▶ **Records for this exercise**:

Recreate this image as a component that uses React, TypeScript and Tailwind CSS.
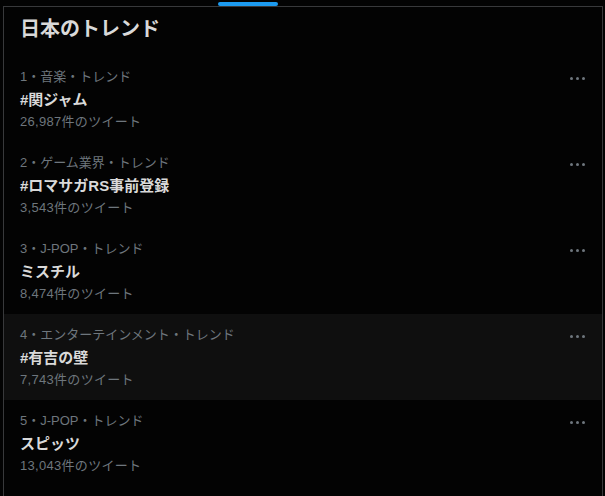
const trends = [
  { meta: "1・音楽・トレンド", name: "#関ジャム", count: "26,987件のツイート" },
  { meta: "2・ゲーム業界・トレンド", name: "#ロマサガRS事前登録", count: "3,543件のツイート" },
  { meta: "3・J-POP・トレンド", name: "ミスチル", count: "8,474件のツイート" },
  { meta: "4・エンターテインメント・トレンド", name: "#有吉の壁", count: "7,743件のツイート", hover: true },
  { meta: "5・J-POP・トレンド", name: "スピッツ", count: "13,043件のツイート" },
];

function MoreDots() {
  return (
    <div className="mt-[10px] flex h-[3px] items-center gap-[3px]">
      <span className="h-[3px] w-[3px] rounded-full bg-[#6e767d]" />
      <span className="h-[3px] w-[3px] rounded-full bg-[#6e767d]" />
      <span className="h-[3px] w-[3px] rounded-full bg-[#6e767d]" />
    </div>
  );
}

export default function App() {
  return (
    <div
      className="h-[496px] w-[605px] overflow-hidden bg-[#030303]"
      style={{ fontFamily: '"Liberation Sans", "Noto Sans CJK JP", sans-serif' }}
    >
      {/* tab indicator */}
      <div className="flex h-[6px] items-start pl-[218px] pt-[2px]">
        <div className="h-[4px] w-[60px] rounded-full bg-[#1d9bf0]" />
      </div>

      <section className="ml-[3px] h-[490px] w-[600px] border-l border-r border-t border-[#38393b]">
        <h2 className="h-[49px] px-[16px] pt-[10px] text-[20px] font-bold leading-[24px] text-[#d9d9d9]">
          日本のトレンド
        </h2>

        {trends.map((t) => (
          <div
            key={t.name}
            className={
              t.hover
                ? "flex h-[86px] justify-between bg-[#0f0f0f] pl-[16px] pr-[17px] pt-[11px]"
                : "flex h-[86px] justify-between pl-[16px] pr-[17px] pt-[11px]"
            }
          >
            <div className="flex flex-col">
              <span className="text-[13px] leading-[20px] text-[#6e767d]">{t.meta}</span>
              <span className="mt-[1px] text-[15px] font-bold leading-[24px] text-[#d9d9d9]">
                {t.name}
              </span>
              <span className="text-[13px] leading-[20px] tracking-[0.3px] text-[#6e767d]">
                {t.count}
              </span>
            </div>
            <MoreDots />
          </div>
        ))}
      </section>
    </div>
  );
}
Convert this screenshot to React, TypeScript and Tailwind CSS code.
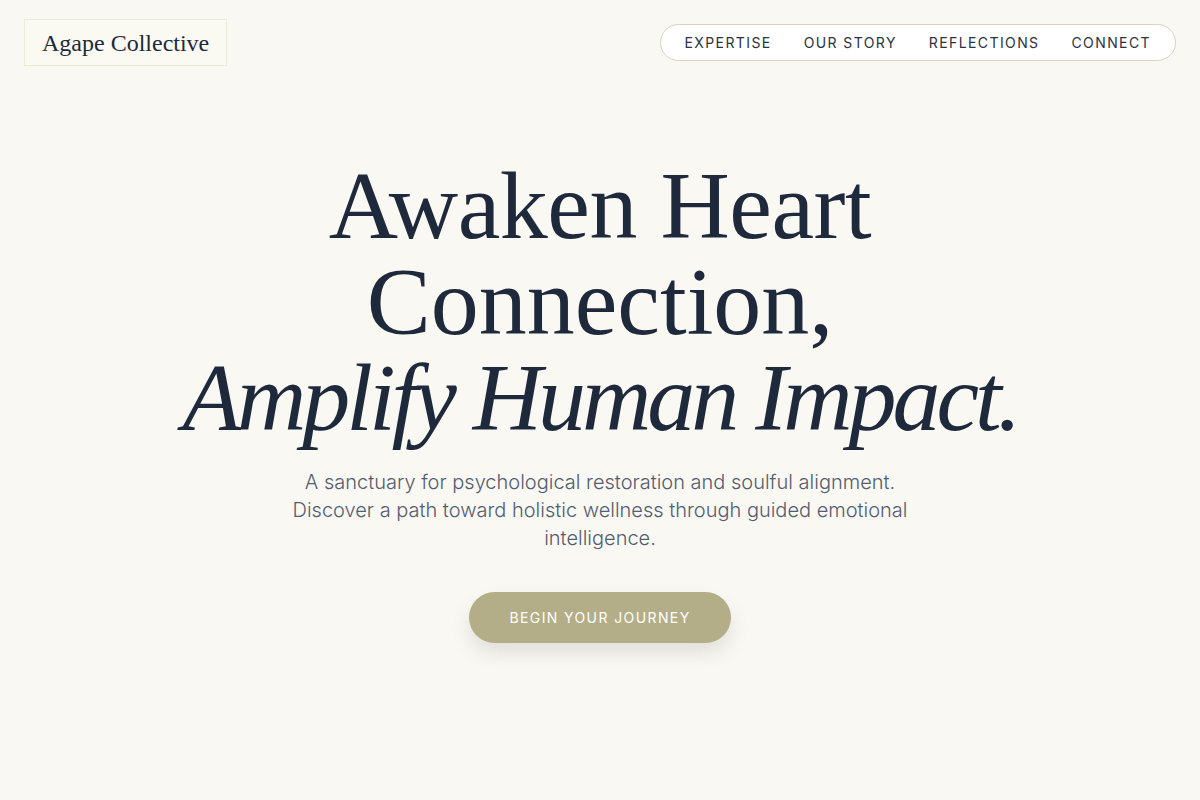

▶ **Short exercise**: Return the records exactly. Don't carry the pictures over.

▶ **Written answer**:
Recreate this image as a component that uses React, TypeScript and Tailwind CSS.
const trends = [
  { meta: "1・音楽・トレンド", name: "#関ジャム", count: "26,987件のツイート" },
  { meta: "2・ゲーム業界・トレンド", name: "#ロマサガRS事前登録", count: "3,543件のツイート" },
  { meta: "3・J-POP・トレンド", name: "ミスチル", count: "8,474件のツイート" },
  { meta: "4・エンターテインメント・トレンド", name: "#有吉の壁", count: "7,743件のツイート", hover: true },
  { meta: "5・J-POP・トレンド", name: "スピッツ", count: "13,043件のツイート" },
];

function MoreDots() {
  return (
    <div className="mt-[10px] flex h-[3px] items-center gap-[3px]">
      <span className="h-[3px] w-[3px] rounded-full bg-[#6e767d]" />
      <span className="h-[3px] w-[3px] rounded-full bg-[#6e767d]" />
      <span className="h-[3px] w-[3px] rounded-full bg-[#6e767d]" />
    </div>
  );
}

export default function App() {
  return (
    <div
      className="h-[496px] w-[605px] overflow-hidden bg-[#030303]"
      style={{ fontFamily: '"Liberation Sans", "Noto Sans CJK JP", sans-serif' }}
    >
      {/* tab indicator */}
      <div className="flex h-[6px] items-start pl-[218px] pt-[2px]">
        <div className="h-[4px] w-[60px] rounded-full bg-[#1d9bf0]" />
      </div>

      <section className="ml-[3px] h-[490px] w-[600px] border-l border-r border-t border-[#38393b]">
        <h2 className="h-[49px] px-[16px] pt-[10px] text-[20px] font-bold leading-[24px] text-[#d9d9d9]">
          日本のトレンド
        </h2>

        {trends.map((t) => (
          <div
            key={t.name}
            className={
              t.hover
                ? "flex h-[86px] justify-between bg-[#0f0f0f] pl-[16px] pr-[17px] pt-[11px]"
                : "flex h-[86px] justify-between pl-[16px] pr-[17px] pt-[11px]"
            }
          >
            <div className="flex flex-col">
              <span className="text-[13px] leading-[20px] text-[#6e767d]">{t.meta}</span>
              <span className="mt-[1px] text-[15px] font-bold leading-[24px] text-[#d9d9d9]">
                {t.name}
              </span>
              <span className="text-[13px] leading-[20px] tracking-[0.3px] text-[#6e767d]">
                {t.count}
              </span>
            </div>
            <MoreDots />
          </div>
        ))}
      </section>
    </div>
  );
}
Convert this screenshot to React, TypeScript and Tailwind CSS code.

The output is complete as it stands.